TIGCC Programming Lessons

Lesson Review 1 - Text Display, Keyboard Input Handling, and Sprite Graphics

} else if (key == KEY_LEFT) {
  // make sure the piece is still drawn, so it's still there when we move
  if (!on) {
    Sprite16(*x[currentPiece], *y[currentPiece], PIECE_HEIGHT, 
             pieces[currentPiece], LCD_MEM, SPRT_XOR);
    on = 1;
  }

  // if there is a left position to move to      
  if (position > 0) {
    // move left
    position--;
        
    // if we are at the empty slot, move left again
    if (puzzle[position] == -1 && position > 0) {
      position--;
        
    // if we can't move left anymore, start at the end
    } else if (puzzle[position] == -1 && position == 0) {
      position = 15;
    }
  } else {
    // set the position to the end
    position = 15;
        
    // if we found the empty slot, move left one
    if (puzzle[position] == -1) {
      position--;
    }
  }

  // reset the puzzle position holder
  currentPiece = puzzle[position];

Now we can look into the other key presses that we need to examine. The first key we will take a look at is the LEFT arrow. The arrow keys move around the puzzle changing the current piece, so we can move different pieces around. If we had a real slider puzzle, we would simply put our finger on the piece we want to move, but we had to alter that for the digital plane. I thought about using the numbered keys to move the different pieces, but that would have been complex, and what about pieces higher than 9? So I decided on the current strategy instead.

You'll notice the first thing we do is make sure the piece is drawn. We explained how this worked when we were doing the move right code segment, so we will skip it here. It just checks the on variable, and draws the piece if it's not on.

Albeit a bit inconsistent, I thought it would be easier for the movements to wrap around. However, the left and right actually wrap around from the end of one row to the beginning of the next, or from the end piece to the beginning piece, because it does not do checking for end positions, only array indexes past 16 (for complete global wrap-around, instead of local).

So, the first check is to see whether or not the last position in the array exists (i.e. position 0 has no last position, so we need to perform wrap-around). A better version of the puzzle might make the left and right movement wrap around to the same row, instead of the next/previous, or beginning/end row, but we didn't write a better version, we wrote this one, so we'll use this for now. It's simpler this way, and it means I have to explain less. :-)

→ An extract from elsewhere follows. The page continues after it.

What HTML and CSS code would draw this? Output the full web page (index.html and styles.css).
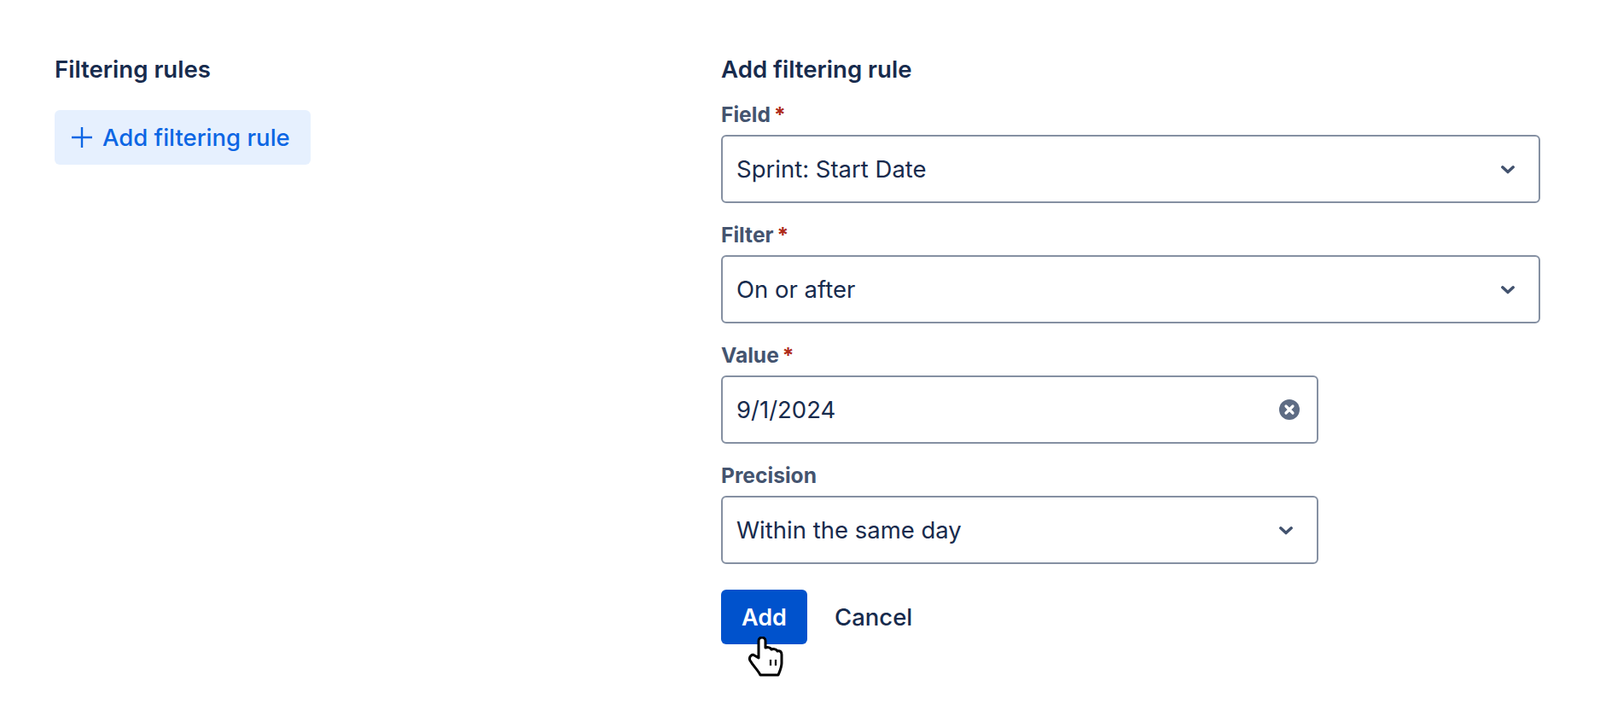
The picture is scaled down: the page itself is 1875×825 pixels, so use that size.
FILE: index.html
```html
<!DOCTYPE html>
<html>
    <head>
        <title>filtering rules</title>
        <meta name='viewport' content='width=device-width, initial-scale=1.0'>
        <link rel="stylesheet" href="styles.css">
    </head>
    <body>
        <div class="page">
            <section class="rules">
                <h2>Filtering rules</h2>
                <button class="add-rule" type="button">
                    <svg class="plus" viewBox="0 0 24 24" width="24" height="24"><path d="M12 0v24M0 12h24" fill="none" stroke="currentColor" stroke-width="2.4"/></svg>
                    Add filtering rule
                </button>
            </section>
            <form class="rule-form">
                <h2>Add filtering rule</h2>
                <div class="field">
                    <div class="label">Field<span class="req">*</span></div>
                    <div class="box">
                        <span>Sprint: Start Date</span>
                        <svg class="chevron" viewBox="0 0 16 10" width="16" height="10"><path d="M1.8 1.8L8 7.6l6.2-5.8" fill="none" stroke="#42526e" stroke-width="3.4" stroke-linecap="round" stroke-linejoin="round"/></svg>
                    </div>
                </div>
                <div class="field">
                    <div class="label">Filter<span class="req">*</span></div>
                    <div class="box">
                        <span>On or after</span>
                        <svg class="chevron" viewBox="0 0 16 10" width="16" height="10"><path d="M1.8 1.8L8 7.6l6.2-5.8" fill="none" stroke="#42526e" stroke-width="3.4" stroke-linecap="round" stroke-linejoin="round"/></svg>
                    </div>
                </div>
                <div class="field short">
                    <div class="label">Value<span class="req">*</span></div>
                    <div class="box">
                        <span>9/1/2024</span>
                        <svg class="clear" viewBox="0 0 24 24" width="24" height="24"><circle cx="12" cy="12" r="12" fill="#5e6c84"/><path d="M8 8l8 8M16 8l-8 8" stroke="#fff" stroke-width="3.2" stroke-linecap="round"/></svg>
                    </div>
                </div>
                <div class="field short">
                    <div class="label">Precision</div>
                    <div class="box">
                        <span>Within the same day</span>
                        <svg class="chevron" viewBox="0 0 16 10" width="16" height="10"><path d="M1.8 1.8L8 7.6l6.2-5.8" fill="none" stroke="#42526e" stroke-width="3.4" stroke-linecap="round" stroke-linejoin="round"/></svg>
                    </div>
                </div>
                <div class="actions">
                    <button class="primary" type="button">Add</button>
                    <button class="subtle" type="button">Cancel</button>
                    <svg class="cursor" viewBox="0 0 42 48" width="42" height="48">
                        <path d="M13 25V5a4 4 0 0 1 8 0V13c3-1 6 0 7 2 3-1 6 0 7 2 3-1 5 1 5 4v10c0 5-2 9-4 14H15C12 39 7 35 3 28c-2-4 2-8 5-6z" fill="#fff" stroke="#000" stroke-width="3" stroke-linejoin="round"/>
                        <path d="M27 27v7M33 27v7" stroke="#000" stroke-width="2.2"/>
                    </svg>
                </div>
            </form>
        </div>
    </body>
</html>
```

FILE: styles.css
```css
* {
    margin: 0px;
    padding: 0px;
    box-sizing: border-box;
}
body {
    font-family: Inter, "Liberation Sans", sans-serif;
    color: #172b4d;
    background: #fff;
}
.page {
    display: flex;
    min-height: 825px;
    padding: 64px 70px 0 64px;
}
.rules {
    width: 781px;
    flex: none;
}
h2 {
    font-size: 27.6px;
    font-weight: 600;
    line-height: 34px;
    margin-bottom: 21px;
}
.add-rule {
    display: flex;
    align-items: center;
    gap: 12px;
    height: 64px;
    width: 300px;
    margin-top: 31px;
    padding-left: 20px;
    border: 0;
    border-radius: 6px;
    background: #e6f0fe;
    color: #0c66e4;
    font: 500 27.5px Inter, sans-serif;
}
.rules h2 {
    margin-bottom: 0;
}
.rule-form {
    flex: 1;
}
.field {
    margin-bottom: 22px;
}
.short {
    width: 700px;
}
.label {
    font-size: 24.6px;
    font-weight: 700;
    line-height: 31px;
    color: #44546f;
    margin-bottom: 8px;
}
.req {
    color: #ae2a19;
    margin-left: 4px;
}
.box {
    display: flex;
    align-items: center;
    justify-content: space-between;
    height: 80px;
    padding: 0 28px 0 16px;
    border: 2px solid #8590a2;
    border-radius: 6px;
    font-size: 27.5px;
}
.chevron {
    margin-top: 2px;
}
.short .clear {
    margin-right: -8px;
}
.actions {
    position: relative;
    display: flex;
    align-items: center;
    gap: 32px;
    margin-top: 30px;
}
.primary {
    width: 101px;
    height: 64px;
    border: 0;
    border-radius: 6px;
    background: #0052cc;
    color: #fff;
    font: 600 27px Inter, sans-serif;
}
.subtle {
    border: 0;
    background: none;
    color: #172b4d;
    font: 500 27.5px Inter, sans-serif;
}
.cursor {
    position: absolute;
    left: 31px;
    top: 55px;
}
```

If there is a previous position in the array (i.e. the current position is > 0), then the rest is pretty simple. We shift the position one to the left. However, we also need to check for the empty slot. To do this, we check to see if our new position has a previous position, and if it is, did we hit the empty slot. If these two conditions are true, then we shift the position left again. If we did hit the empty slot, but we are at the beginning, then we must wrap-around to 15, the end position.

But what happens if there was no left position to begin with? Simple again. We just move directly to position 15 (the end slot). Then we check for the empty slot, and if we hit it, move left one. We do not need to check for another previous slot, because we are already at 15, so there will definitely be a previous slot.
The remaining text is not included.